Но раз так, раз автор решился на публичную исповедь, то можно (в смысле — позволительно), наверное, осторожно предположить, что он потому не может вырваться за пределы порочного круга, что смотрит на вещи под неверным углом. (Судить о свойствах его личности можно только по косвенным признакам — материалы дневника касаются лишь периода болезни жены, и о прошлой жизни автора толком ничего не известно. Возможно, опубликуй он исповедь всей своей жизни, многое бы объяснилось само собой. Трудно, однако, поверить, чтобы яростные приступы жестокости не имели никаких прецедентов в прошлом.)
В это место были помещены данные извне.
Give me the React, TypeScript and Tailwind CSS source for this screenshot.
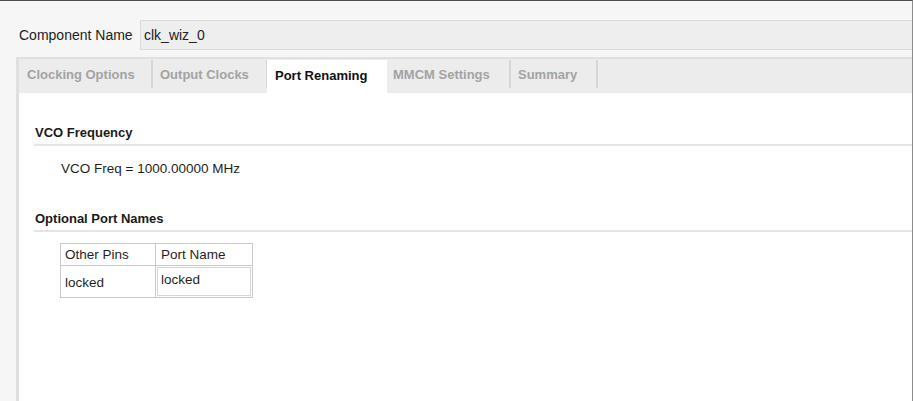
const tabs = [
  { label: 'Clocking Options', w: 'w-[132px]', pl: 'pl-[8px]' },
  { label: 'Output Clocks', w: 'w-[113px]', pl: 'pl-[7px]' },
];

const Sep = ({ w = 'w-[2px]' }: { w?: string }) => (
  <div className={`${w} h-[28px] self-start mt-[1px] bg-[#d6d6d6]`} />
);

const Tab = ({ label, w, pl, active = false }: { label: string; w: string; pl: string; active?: boolean }) => (
  <div
    className={`${w} ${pl} flex items-center pb-[2px] text-[13px] font-bold whitespace-nowrap ${
      active ? 'bg-white text-[#111] mt-[1px]' : 'text-[#a3a3a3]'
    }`}
  >
    {label}
  </div>
);

const SectionTitle = ({ children }: { children: string }) => (
  <div className="h-[22px] leading-[18px] pl-[1px] text-[13px] font-bold text-[#1a1a1a] border-b-2 border-[#e5e5e5]">
    {children}
  </div>
);

export default function App() {
  return (
    <div className="w-[913px] h-[401px] overflow-hidden flex flex-col bg-[#f6f6f6] border-t border-t-[#4d4d4d] border-r border-r-[#8c8c8c] font-['Liberation_Sans',Arial,sans-serif] text-[#1f1f1f]">
      <div className="flex items-center h-[30px] mt-[19px] pl-[19px]">
        <span className="w-[121px] text-[14px] text-[#222]">Component Name</span>
        <div className="flex-1 h-[30px] flex items-center pl-[3px] bg-[#eeeeee] border border-r-0 border-[#dadada] text-[14px] text-[#222]">
          clk_wiz_0
        </div>
      </div>

      <div className="flex-1 flex flex-col mt-[7px] ml-[16px] bg-white border-t-2 border-l-[3px] border-[#e0e0e0]">
        <div className="h-[34px] flex bg-[#ececec]">
          <Tab {...tabs[0]} />
          <Sep />
          <Tab {...tabs[1]} />
          <Sep w="w-[1px]" />
          <Tab label="Port Renaming" w="w-[120px]" pl="pl-[8px]" active />
          <Tab label="MMCM Settings" w="w-[122px]" pl="pl-[6px]" />
          <Sep />
          <Tab label="Summary" w="w-[85px]" pl="pl-[7px]" />
          <Sep />
        </div>

        <div className="pl-[15px] pt-[31px]">
          <SectionTitle>VCO Frequency</SectionTitle>
          <div className="mt-[15px] pl-[27px] h-[16px] leading-[16px] text-[13.5px]">VCO Freq = 1000.00000 MHz</div>

          <div className="mt-[33px]">
            <SectionTitle>Optional Port Names</SectionTitle>
          </div>

          <table className="mt-[11px] ml-[26px] border-collapse text-[13.5px] text-[#1f1f1f]">
            <tbody>
              <tr className="h-[22px]">
                <td className="w-[95px] pl-[4px] border border-[#c9c9c9] leading-[20px]">Other Pins</td>
                <td className="w-[97px] pl-[5px] border border-[#c9c9c9] leading-[20px]">Port Name</td>
              </tr>
              <tr className="h-[32px]">
                <td className="pl-[4px] pt-[3px] border border-[#c9c9c9]">locked</td>
                <td className="p-[1px] border border-[#c9c9c9]">
                  <div className="h-[29px] flex items-center pl-[3px] pb-[2px] bg-white border border-[#d6d6d6]">locked</div>
                </td>
              </tr>
            </tbody>
          </table>
        </div>
      </div>
    </div>
  );
}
В русской литературе есть по крайней мере одна
безусловнаяповесть об умирании — “Смерть Ивана Ильича”. Она прослеживает путь души по последним земным мытарствам, которые оказываются для этой души очистительными. Сопряженная с больной, страдающей плотью, душа не сразу находит свой путь: не только осознание ложно и впустую потраченной жизни, но гнев, почти ненависть к тем, кто рядом — и здоров, полон жизни и сил... И лишь последние, самые страшные муки вдруг ставят все на свои места: “Вместо смерти был свет”. Придумывая своего героя, Толстой конечно же в первую голову имел в виду эту цель: показать последнее прозрение, и потому его герой вынужден был начать рефлектировать, для того и уложен был на смертное ложе. Если провести параллель с опытом Михаила Пантелеева, бросится в глаза существенное различие ситуаций: мышление толстовского героя работает на полную мощность, в результате чего и происходит предсмертное озарение, а “героиня” Пантелеева глубже и глубже уходит в “бессознательное”, как бы передоверяя функцию постижения смысла происходящего ухаживающему за ней мужу. Эта роль, совершенно очевидно, много сложнее: во-первых, потому, что смиряться, глядя на чужое страдание, не так-то просто, да и слегка рискованно — первым же делом споткнешься на подозрении, а не потому ли ты так благостно настроен, что муки-то не твои, а во-вторых, если иметь в виду опыт толстовского героя, как объяснить, зачем все это нужно, если мучимый уже ничего не поймет? Иное дело, если испытание как раз и предназначено тому, другому, которому досталось нести крест — и именно благодаря этому что-то понять.